Quand je paraîtrai devant ce Dieu à
qui je dois tout – ma vie, mes bonheurs, mes chagrins,
l'univers autour de moi, le soleil sur la mer, ma gaieté qui était vive et mes
doutes qui étaient cruels –,je me jetterai à ses pieds et je lui dirai :
— Seigneur, pardonnez-moi. Je vous
ai beaucoup trahi. J'ai été indigne de la grandeur et de la confiance que vous
m'aviez accordées puisque, dans votre bonté, vous m'avez donné le jour et
laissé libre de mes choix. Ma médiocrité, je la vomis avec force, mais hélas ! un peu tard. Je n'ai été ni un
héros, ni un martyr, ni un saint. Je me suis occupé de moi beaucoup plus que de
ceux que vous m'aviez confiés comme frères. J'ai été indigne des promesses dont
vous m'aviez comblé. J'ai reçu beaucoup plus que je n'ai jamais donné. La
paresse, la vanité, l'indifférence aux autres, le goût de gagner, le délire de
vouloir être toujours au premier rang des premiers, je leur ai trop sacrifié.

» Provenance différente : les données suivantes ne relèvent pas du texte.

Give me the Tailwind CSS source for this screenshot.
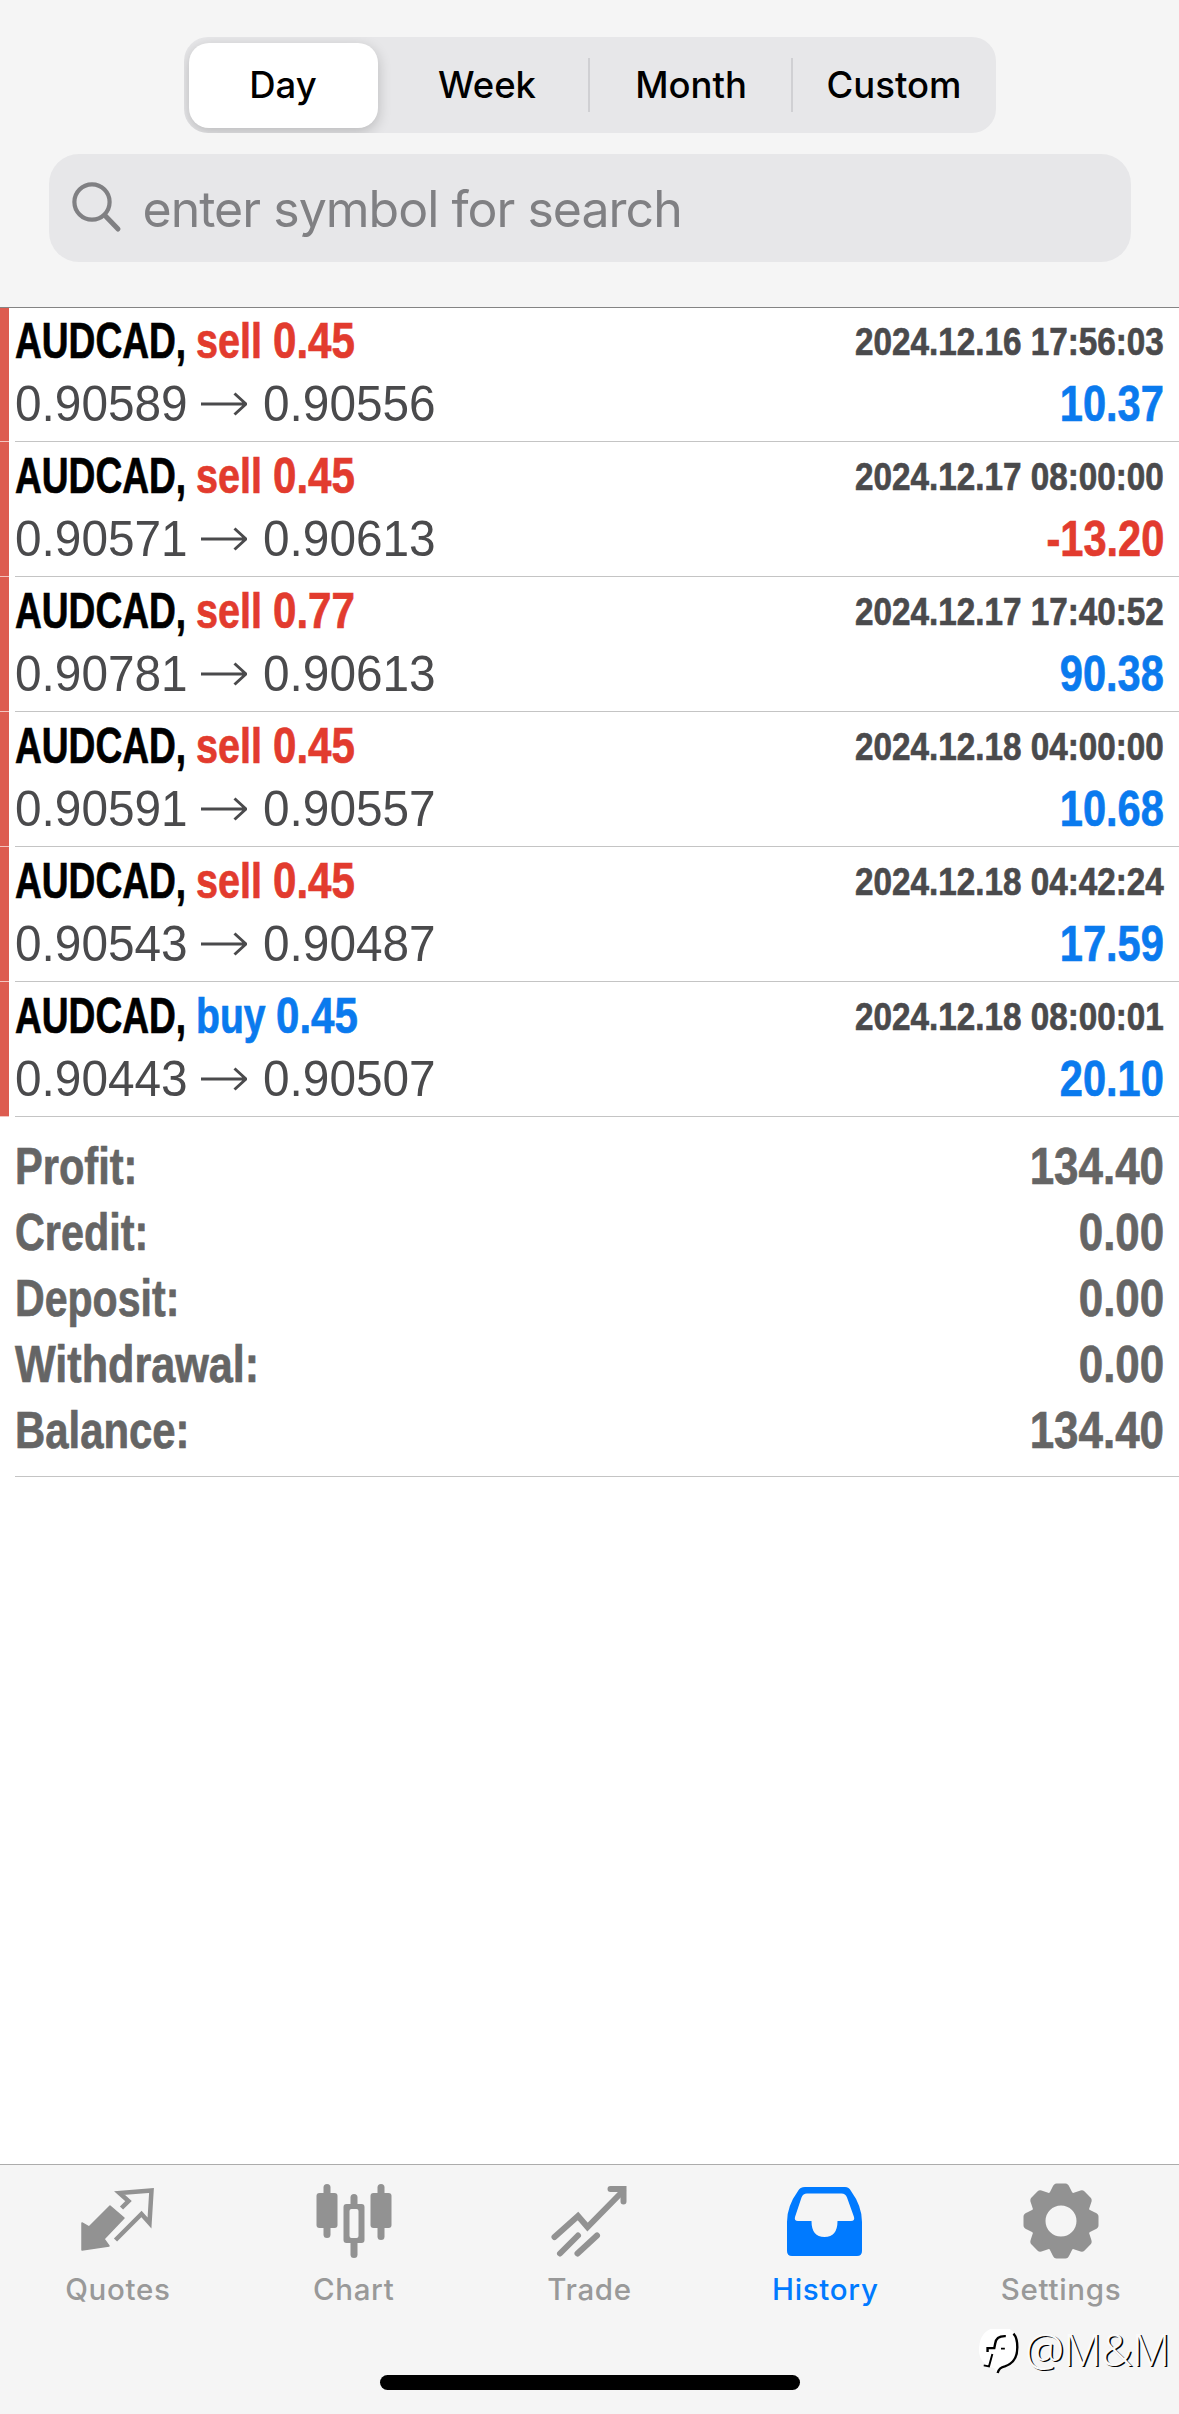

J'ai vécu dans le tumulte et dans l'agitation. J'ai recherché le bonheur, et trop
souvent le plaisir.
« Vous le savez, mon Dieu. J'ai aimé
les baies, votre mer toujours recommencée, votre Soleil qui était devenu le
mien, plusieurs de vos créatures, les mots, les livres, les ânes, le miel, les
applaudissements dont j'avais honte, mais que je cultivais. J'ai aimé tout ce
qui passe. Mais ce que j'ai aimé surtout, c'est vous qui ne passez pas. J'ai
toujours su que j'étais moins que rien sous le regard de votre éternité et que
le jour viendrait où je paraîtrais devant vous pour être enfin jugé. Et j'ai
toujours espéré que votre éternité de mystère et d'angoisse était aussi et
surtout une éternité de pardon et d'amour.
« Je
n'ai presque rien fait de ce temps que vous m'avez prêté avant de me le
reprendre. Mais, avec maladresse et ignorance, je n'ai jamais cessé, du fond de
mon abîme, de chercher le chemin, la vérité et la vie.